Leave out the pictures and repeat the data exactly.

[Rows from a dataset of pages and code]

= = = = =

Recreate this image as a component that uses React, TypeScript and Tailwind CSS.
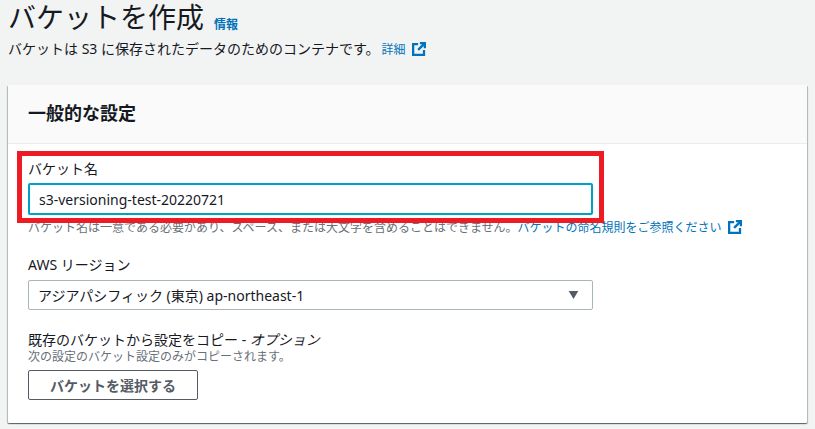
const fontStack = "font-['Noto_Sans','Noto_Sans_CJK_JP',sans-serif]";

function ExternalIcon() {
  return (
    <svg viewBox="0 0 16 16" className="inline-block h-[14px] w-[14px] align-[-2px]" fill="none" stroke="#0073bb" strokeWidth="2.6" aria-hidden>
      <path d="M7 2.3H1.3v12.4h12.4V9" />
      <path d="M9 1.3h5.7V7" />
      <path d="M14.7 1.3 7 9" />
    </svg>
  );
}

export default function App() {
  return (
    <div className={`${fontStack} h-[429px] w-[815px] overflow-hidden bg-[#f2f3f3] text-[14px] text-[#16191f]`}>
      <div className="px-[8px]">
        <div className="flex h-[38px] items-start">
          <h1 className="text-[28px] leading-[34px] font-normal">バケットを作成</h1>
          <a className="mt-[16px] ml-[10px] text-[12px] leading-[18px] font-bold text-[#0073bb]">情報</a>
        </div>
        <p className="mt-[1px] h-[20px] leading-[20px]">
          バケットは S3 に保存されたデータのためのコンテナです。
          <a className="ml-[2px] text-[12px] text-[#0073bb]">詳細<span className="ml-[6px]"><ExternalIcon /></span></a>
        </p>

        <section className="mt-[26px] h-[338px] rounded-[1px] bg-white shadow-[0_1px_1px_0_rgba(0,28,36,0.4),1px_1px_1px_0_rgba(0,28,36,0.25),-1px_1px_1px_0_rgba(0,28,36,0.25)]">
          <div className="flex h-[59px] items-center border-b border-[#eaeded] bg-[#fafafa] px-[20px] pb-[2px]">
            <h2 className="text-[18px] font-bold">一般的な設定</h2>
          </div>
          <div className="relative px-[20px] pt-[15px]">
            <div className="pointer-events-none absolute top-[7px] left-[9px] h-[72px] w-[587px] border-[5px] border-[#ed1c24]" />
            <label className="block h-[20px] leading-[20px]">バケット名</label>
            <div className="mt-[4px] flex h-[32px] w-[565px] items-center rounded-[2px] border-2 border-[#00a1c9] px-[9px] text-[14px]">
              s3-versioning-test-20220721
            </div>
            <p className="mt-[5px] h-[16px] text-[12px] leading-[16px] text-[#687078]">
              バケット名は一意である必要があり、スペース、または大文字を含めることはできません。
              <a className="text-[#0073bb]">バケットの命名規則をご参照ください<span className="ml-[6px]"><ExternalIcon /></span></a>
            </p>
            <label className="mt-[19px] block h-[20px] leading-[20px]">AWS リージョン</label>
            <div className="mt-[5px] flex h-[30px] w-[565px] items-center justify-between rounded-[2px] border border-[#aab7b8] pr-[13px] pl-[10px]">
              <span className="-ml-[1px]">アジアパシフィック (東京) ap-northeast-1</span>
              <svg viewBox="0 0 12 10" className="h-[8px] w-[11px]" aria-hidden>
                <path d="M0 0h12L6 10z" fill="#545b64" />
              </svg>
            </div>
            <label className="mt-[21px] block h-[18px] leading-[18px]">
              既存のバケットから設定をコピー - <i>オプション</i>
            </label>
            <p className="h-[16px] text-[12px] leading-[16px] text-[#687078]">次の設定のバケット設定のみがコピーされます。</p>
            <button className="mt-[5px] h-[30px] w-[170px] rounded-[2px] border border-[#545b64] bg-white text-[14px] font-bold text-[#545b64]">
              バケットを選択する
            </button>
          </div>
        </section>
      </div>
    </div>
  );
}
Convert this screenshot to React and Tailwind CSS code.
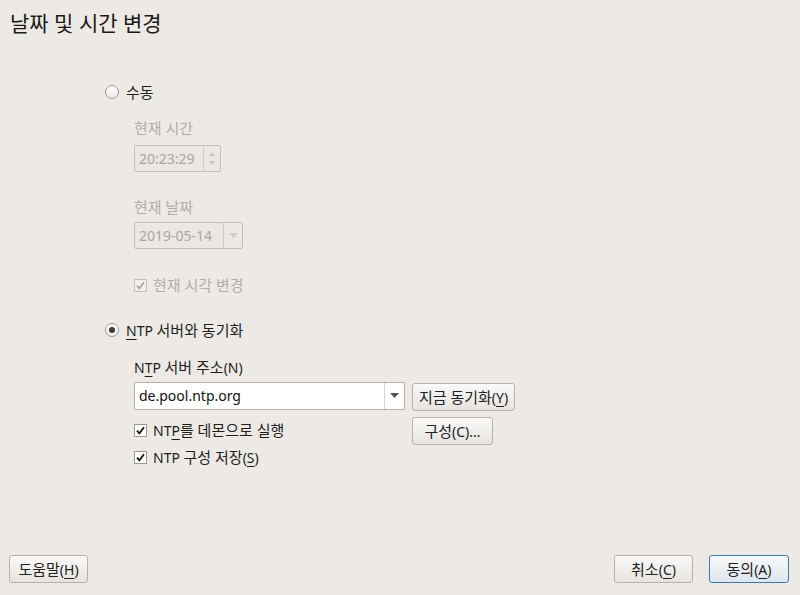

= = = = =

EXERCISE SOLUTION:
Recreate this image as a component that uses React, TypeScript and Tailwind CSS.
const fontStack = "font-['Noto_Sans','Noto_Sans_CJK_JP',sans-serif]";

function ExternalIcon() {
  return (
    <svg viewBox="0 0 16 16" className="inline-block h-[14px] w-[14px] align-[-2px]" fill="none" stroke="#0073bb" strokeWidth="2.6" aria-hidden>
      <path d="M7 2.3H1.3v12.4h12.4V9" />
      <path d="M9 1.3h5.7V7" />
      <path d="M14.7 1.3 7 9" />
    </svg>
  );
}

export default function App() {
  return (
    <div className={`${fontStack} h-[429px] w-[815px] overflow-hidden bg-[#f2f3f3] text-[14px] text-[#16191f]`}>
      <div className="px-[8px]">
        <div className="flex h-[38px] items-start">
          <h1 className="text-[28px] leading-[34px] font-normal">バケットを作成</h1>
          <a className="mt-[16px] ml-[10px] text-[12px] leading-[18px] font-bold text-[#0073bb]">情報</a>
        </div>
        <p className="mt-[1px] h-[20px] leading-[20px]">
          バケットは S3 に保存されたデータのためのコンテナです。
          <a className="ml-[2px] text-[12px] text-[#0073bb]">詳細<span className="ml-[6px]"><ExternalIcon /></span></a>
        </p>

        <section className="mt-[26px] h-[338px] rounded-[1px] bg-white shadow-[0_1px_1px_0_rgba(0,28,36,0.4),1px_1px_1px_0_rgba(0,28,36,0.25),-1px_1px_1px_0_rgba(0,28,36,0.25)]">
          <div className="flex h-[59px] items-center border-b border-[#eaeded] bg-[#fafafa] px-[20px] pb-[2px]">
            <h2 className="text-[18px] font-bold">一般的な設定</h2>
          </div>
          <div className="relative px-[20px] pt-[15px]">
            <div className="pointer-events-none absolute top-[7px] left-[9px] h-[72px] w-[587px] border-[5px] border-[#ed1c24]" />
            <label className="block h-[20px] leading-[20px]">バケット名</label>
            <div className="mt-[4px] flex h-[32px] w-[565px] items-center rounded-[2px] border-2 border-[#00a1c9] px-[9px] text-[14px]">
              s3-versioning-test-20220721
            </div>
            <p className="mt-[5px] h-[16px] text-[12px] leading-[16px] text-[#687078]">
              バケット名は一意である必要があり、スペース、または大文字を含めることはできません。
              <a className="text-[#0073bb]">バケットの命名規則をご参照ください<span className="ml-[6px]"><ExternalIcon /></span></a>
            </p>
            <label className="mt-[19px] block h-[20px] leading-[20px]">AWS リージョン</label>
            <div className="mt-[5px] flex h-[30px] w-[565px] items-center justify-between rounded-[2px] border border-[#aab7b8] pr-[13px] pl-[10px]">
              <span className="-ml-[1px]">アジアパシフィック (東京) ap-northeast-1</span>
              <svg viewBox="0 0 12 10" className="h-[8px] w-[11px]" aria-hidden>
                <path d="M0 0h12L6 10z" fill="#545b64" />
              </svg>
            </div>
            <label className="mt-[21px] block h-[18px] leading-[18px]">
              既存のバケットから設定をコピー - <i>オプション</i>
            </label>
            <p className="h-[16px] text-[12px] leading-[16px] text-[#687078]">次の設定のバケット設定のみがコピーされます。</p>
            <button className="mt-[5px] h-[30px] w-[170px] rounded-[2px] border border-[#545b64] bg-white text-[14px] font-bold text-[#545b64]">
              バケットを選択する
            </button>
          </div>
        </section>
      </div>
    </div>
  );
}
Convert this screenshot to React and Tailwind CSS code.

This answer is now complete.